Stated exercise: In the data, extract each line that holds the string "screenshot".

▼

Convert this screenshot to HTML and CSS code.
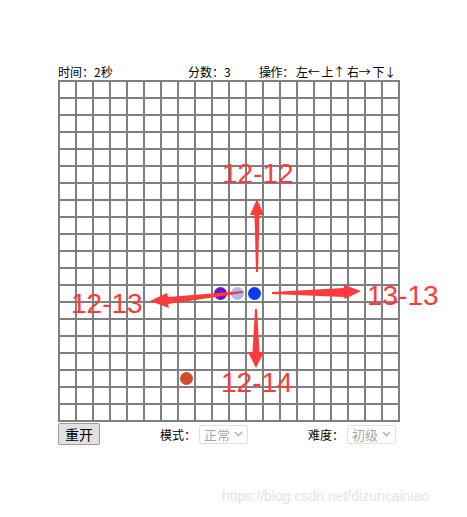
FILE: index.html
```html
<!DOCTYPE html>
<html lang="zh-CN">
<head>
  <meta charset="UTF-8" />
  <title>贪吃蛇</title>
  <link rel="stylesheet" href="styles.css">
</head>
<body>

<div class="game">
  <div class="status">
    <span class="time">时间：2秒</span>
    <span class="score">分数：3</span>
    <span class="keys">操作： 左← 上↑ 右→ 下↓</span>
  </div>

  <div class="board">
    <div class="dot tail" style="grid-column: 10; grid-row: 13;"></div>
    <div class="dot body" style="grid-column: 11; grid-row: 13;"></div>
    <div class="dot head" style="grid-column: 12; grid-row: 13;"></div>
    <div class="dot food" style="grid-column: 8; grid-row: 18;"></div>
  </div>

  <div class="controls">
    <button class="restart">重开</button>
    <label class="field mode">模式：
      <span class="select">正常
        <svg width="9" height="6" viewBox="0 0 9 6"><path d="M1 1l3.5 3.5L8 1" fill="none" stroke="#b5b5b5" stroke-width="1.6"/></svg>
      </span>
    </label>
    <label class="field level">难度：
      <span class="select">初级
        <svg width="9" height="6" viewBox="0 0 9 6"><path d="M1 1l3.5 3.5L8 1" fill="none" stroke="#b5b5b5" stroke-width="1.6"/></svg>
      </span>
    </label>
  </div>
</div>

<p class="watermark">https://blog.csdn.net/dizuncainiao</p>

<!-- red notes drawn over the screenshot -->
<svg class="notes" width="467" height="517" viewBox="0 0 467 517">
  <g fill="#ff3a3a">
    <polygon points="256,272 258,272 259.5,215 264,215 257,199 250,215 254.5,215"/>
    <polygon points="255,309 257,309 259.5,352 264,352 256,368 248,352 252.5,352"/>
    <polygon points="243,291 243,293 168,304 169,308 150,301 167,293 168,297"/>
    <polygon points="272,292 272,294 344,297 345,299 361,291 344,285 344,288"/>
    <text x="222" y="183">12-12</text>
    <text x="71" y="313">12-13</text>
    <text x="367" y="305">13-13</text>
    <text x="221" y="392">12-14</text>
  </g>
</svg>

</body>
</html>
```

FILE: styles.css
```css
* {
  margin: 0;
  padding: 0;
  box-sizing: border-box;
}

body {
  width: 467px;
  height: 517px;
  background: #fff;
  font-family: "Microsoft YaHei", "Noto Sans CJK SC", "Liberation Sans", sans-serif;
  color: #000;
  position: relative;
  overflow: hidden;
}

.game {
  width: 342px;
  margin-left: 58px;
  padding-top: 64px;
}

/* top line */
.status {
  display: flex;
  height: 16px;
  font-size: 12px;
  line-height: 16px;
  white-space: nowrap;
}

.status .time { width: 130px; }
.status .score { width: 71px; }
.status .keys { letter-spacing: -0.4px; }

/* board: 20 x 20 cells of 15px, 2px lines */
.board {
  display: grid;
  grid-template-columns: repeat(20, 15px);
  grid-template-rows: repeat(20, 15px);
  gap: 2px;
  padding: 2px;
  width: 342px;
  height: 342px;
  background-color: #fff;
  background-image:
    repeating-linear-gradient(to right, #7f7f7f 0 2px, transparent 2px 17px),
    repeating-linear-gradient(to bottom, #7f7f7f 0 2px, transparent 2px 17px);
}

.dot {
  width: 13px;
  height: 13px;
  border-radius: 50%;
  align-self: center;
  justify-self: center;
}

.tail { background: #6a10cf; }
.body { background: #a7bff4; }
.head { background: #0a3df2; }
.food { background: #d44a2b; }

/* bottom line */
.controls {
  display: flex;
  align-items: center;
  height: 24px;
  font-size: 12px;
}

.restart {
  width: 42px;
  height: 22px;
  font: 14px "Microsoft YaHei", "Noto Sans CJK SC", sans-serif;
  background: #e1e1e1;
  border: 1px solid #9a9a9a;
  border-radius: 2px;
  color: #000;
}

.field {
  display: flex;
  align-items: center;
}

.mode { margin-left: 60px; }
.level { margin-left: 60px; }

.select {
  display: flex;
  align-items: center;
  justify-content: space-between;
  width: 49px;
  height: 19px;
  margin-left: 3px;
  padding: 0 4px 0 4px;
  border: 1px solid #e0e0e0;
  border-radius: 2px;
  font-size: 13px;
  color: #a8a8a8;
}

.watermark {
  margin-top: 42px;
  margin-left: 222px;
  font: 14px "Liberation Sans", sans-serif;
  color: #e4e4e4;
}

.notes {
  position: absolute;
  top: 0;
  left: 0;
  pointer-events: none;
}

.notes text {
  font: 28px "Liberation Sans", "Noto Sans", sans-serif;
}
```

▲

Output for this task:
Convert this screenshot to HTML and CSS code.
<!-- red notes drawn over the screenshot -->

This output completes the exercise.